◆ **What to produce**: Return all of the data exactly as written, without the pictures.

◆ **Provided material**:
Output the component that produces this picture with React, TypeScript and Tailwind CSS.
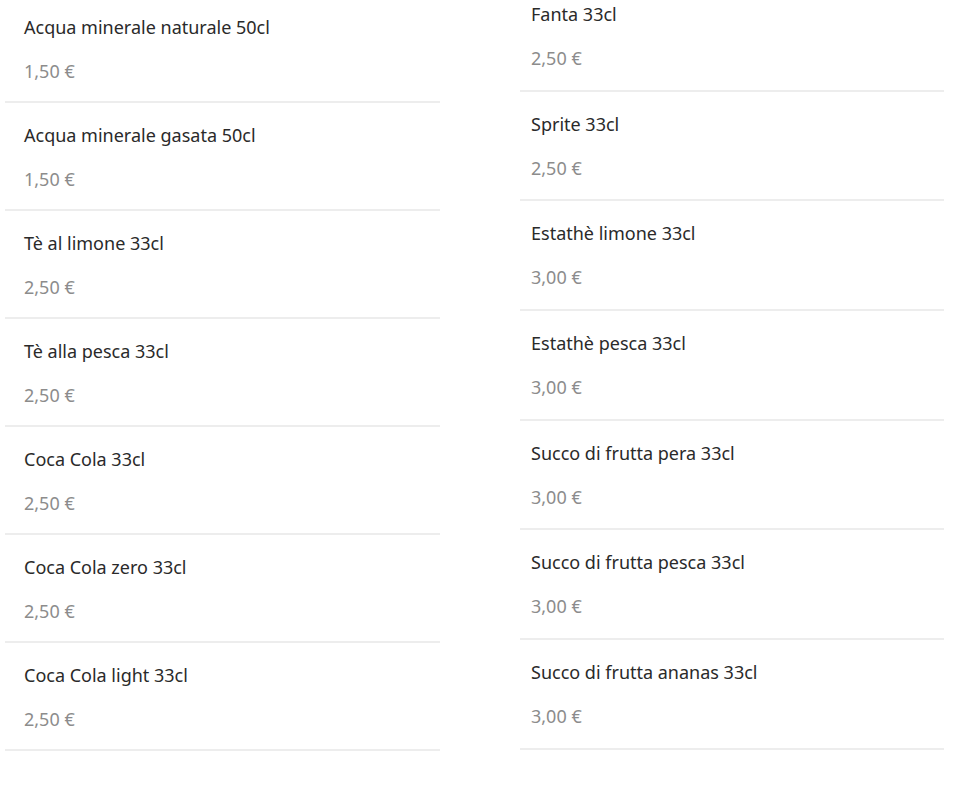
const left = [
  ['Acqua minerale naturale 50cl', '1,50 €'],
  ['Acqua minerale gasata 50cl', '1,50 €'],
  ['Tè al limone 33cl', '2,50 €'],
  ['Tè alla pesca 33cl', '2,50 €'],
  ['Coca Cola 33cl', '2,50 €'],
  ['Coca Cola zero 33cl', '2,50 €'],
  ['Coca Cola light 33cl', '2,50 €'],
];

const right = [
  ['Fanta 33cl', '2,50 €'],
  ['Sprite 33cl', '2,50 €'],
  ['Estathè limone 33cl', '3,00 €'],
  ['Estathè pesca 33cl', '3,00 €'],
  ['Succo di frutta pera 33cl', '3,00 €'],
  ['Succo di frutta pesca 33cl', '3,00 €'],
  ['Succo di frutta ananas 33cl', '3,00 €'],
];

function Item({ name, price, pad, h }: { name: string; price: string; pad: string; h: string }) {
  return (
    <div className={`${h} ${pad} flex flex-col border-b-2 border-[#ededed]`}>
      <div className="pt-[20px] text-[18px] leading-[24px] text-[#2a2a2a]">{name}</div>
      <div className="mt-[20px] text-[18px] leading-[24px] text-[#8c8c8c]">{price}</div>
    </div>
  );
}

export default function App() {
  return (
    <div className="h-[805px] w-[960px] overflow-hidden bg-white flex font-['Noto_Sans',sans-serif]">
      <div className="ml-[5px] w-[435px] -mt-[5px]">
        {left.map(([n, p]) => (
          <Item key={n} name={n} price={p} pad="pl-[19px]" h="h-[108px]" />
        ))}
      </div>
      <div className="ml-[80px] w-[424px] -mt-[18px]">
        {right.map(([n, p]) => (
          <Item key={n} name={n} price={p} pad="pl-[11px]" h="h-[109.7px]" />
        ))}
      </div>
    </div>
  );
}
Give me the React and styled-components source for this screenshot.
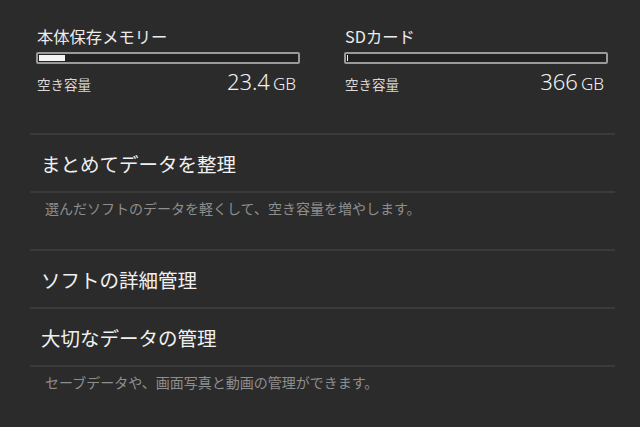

◆ **Answer to the exercise**:
Output the component that produces this picture with React, TypeScript and Tailwind CSS.
const left = [
  ['Acqua minerale naturale 50cl', '1,50 €'],
  ['Acqua minerale gasata 50cl', '1,50 €'],
  ['Tè al limone 33cl', '2,50 €'],
  ['Tè alla pesca 33cl', '2,50 €'],
  ['Coca Cola 33cl', '2,50 €'],
  ['Coca Cola zero 33cl', '2,50 €'],
  ['Coca Cola light 33cl', '2,50 €'],
];

const right = [
  ['Fanta 33cl', '2,50 €'],
  ['Sprite 33cl', '2,50 €'],
  ['Estathè limone 33cl', '3,00 €'],
  ['Estathè pesca 33cl', '3,00 €'],
  ['Succo di frutta pera 33cl', '3,00 €'],
  ['Succo di frutta pesca 33cl', '3,00 €'],
  ['Succo di frutta ananas 33cl', '3,00 €'],
];

function Item({ name, price, pad, h }: { name: string; price: string; pad: string; h: string }) {
  return (
    <div className={`${h} ${pad} flex flex-col border-b-2 border-[#ededed]`}>
      <div className="pt-[20px] text-[18px] leading-[24px] text-[#2a2a2a]">{name}</div>
      <div className="mt-[20px] text-[18px] leading-[24px] text-[#8c8c8c]">{price}</div>
    </div>
  );
}

export default function App() {
  return (
    <div className="h-[805px] w-[960px] overflow-hidden bg-white flex font-['Noto_Sans',sans-serif]">
      <div className="ml-[5px] w-[435px] -mt-[5px]">
        {left.map(([n, p]) => (
          <Item key={n} name={n} price={p} pad="pl-[19px]" h="h-[108px]" />
        ))}
      </div>
      <div className="ml-[80px] w-[424px] -mt-[18px]">
        {right.map(([n, p]) => (
          <Item key={n} name={n} price={p} pad="pl-[11px]" h="h-[109.7px]" />
        ))}
      </div>
    </div>
  );
}
Give me the React and styled-components source for this screenshot.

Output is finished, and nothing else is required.